| Oct 10, 2013


Clean audit

In the room in the basement of the Flinton Recreation Centre where the Addington Highlands Council meeting was held on Monday, two men in pin-striped suits were seated at the table facing members of Council.

They were the auditors from Seckler Ross and Perry. The message they brought to Council as they presented the audited financial statements for 2012 was that everything seemed in order and the financial position of the township is substantially unchanged from the 2011 audit.

In addition, they reported that the 2012 audit is considered a “clean audit” in the sense that whatever information they required for the audit had been forthcoming from township financial staff.

A surplus of $564,000 led to an increase in reserve funds and in the working fund reserve.

Some help, but road will remain un-maintained

Council agreed to provide two loads of gravel to the Gardiner family on Beatty’s Curve road to help keep the road in a passable state, provided the Gardiners kick in half of the $1,000 cost.

In a letter to Council, Sue Gardiner, who lives on the road, asked for about $3,000 to $5,000 worth of work as an interim measure “until such time as the township can address the road issue properly.”

“We need to be clear,” said Reeve Henry Hogg, “that we are not about to assume the maintenance on Beatty’s Curve Road. We can help in a minor way, with a similar commitment from the ratepayer, but that road is not on our list of maintained roadways.”

Although Beatty’s Curve is technically not a private laneway, it is what the township calls an ‘un-maintained township road’, and it seems, Council is committed to it remaining that way.

Fire hall site plan almost complete, meeting set for Nov. 17.

The long-awaited Northbrook fire hall may take a step forward next month. A meeting has been set as a prelude to a Request for Proposal process being initiated for the project.

Fire hall funding will not come from provincial granting program. The deadline is November 1 for applications to the latest instalment of the Provincial Municipal Infrastructure Investment Initiative (MIII). The criteria for projects that was included in the announcement about the fund included roads and bridges, but not fire halls or other new buildings.

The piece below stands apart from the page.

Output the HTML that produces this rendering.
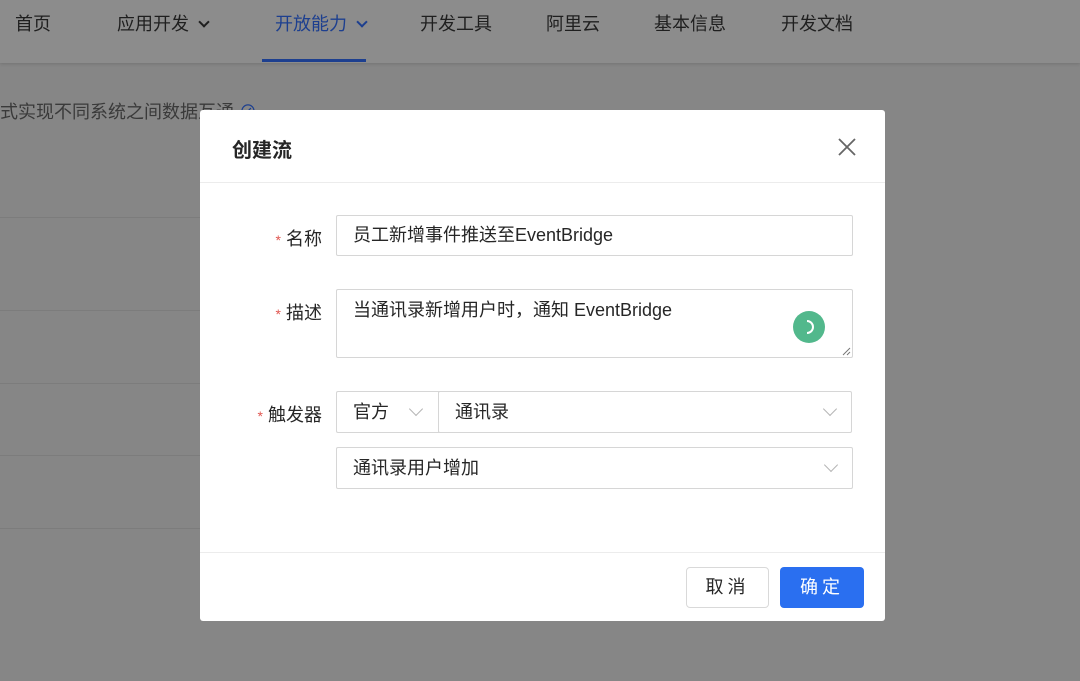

The township is likely to submit an application for roadwork on Bridge Street in Denbigh.

“The engineering work was all done for that project for another grant that we did not get, so it is the only one that we have that is really ready to go,” said Public Works Manager, Royce Rosenblath, who added that the Bridge Street project is priced at around $600,000.

“It’ a shame that road wasn’t fixed 30 years ago,” said Reeve Hogg, “I’ve had to drive over those bumps twice a day for all that time.”

Flinton Recreation Club pulls away from rink.

The township received a letter from the Flinton Recreation Club, announcing that they are no longer interested in doing the hiring of a rink attendant for the Flinton rink, which is located on the recreation centre grounds. The township will now do the hiring themselves, as they do for the Denbigh rink.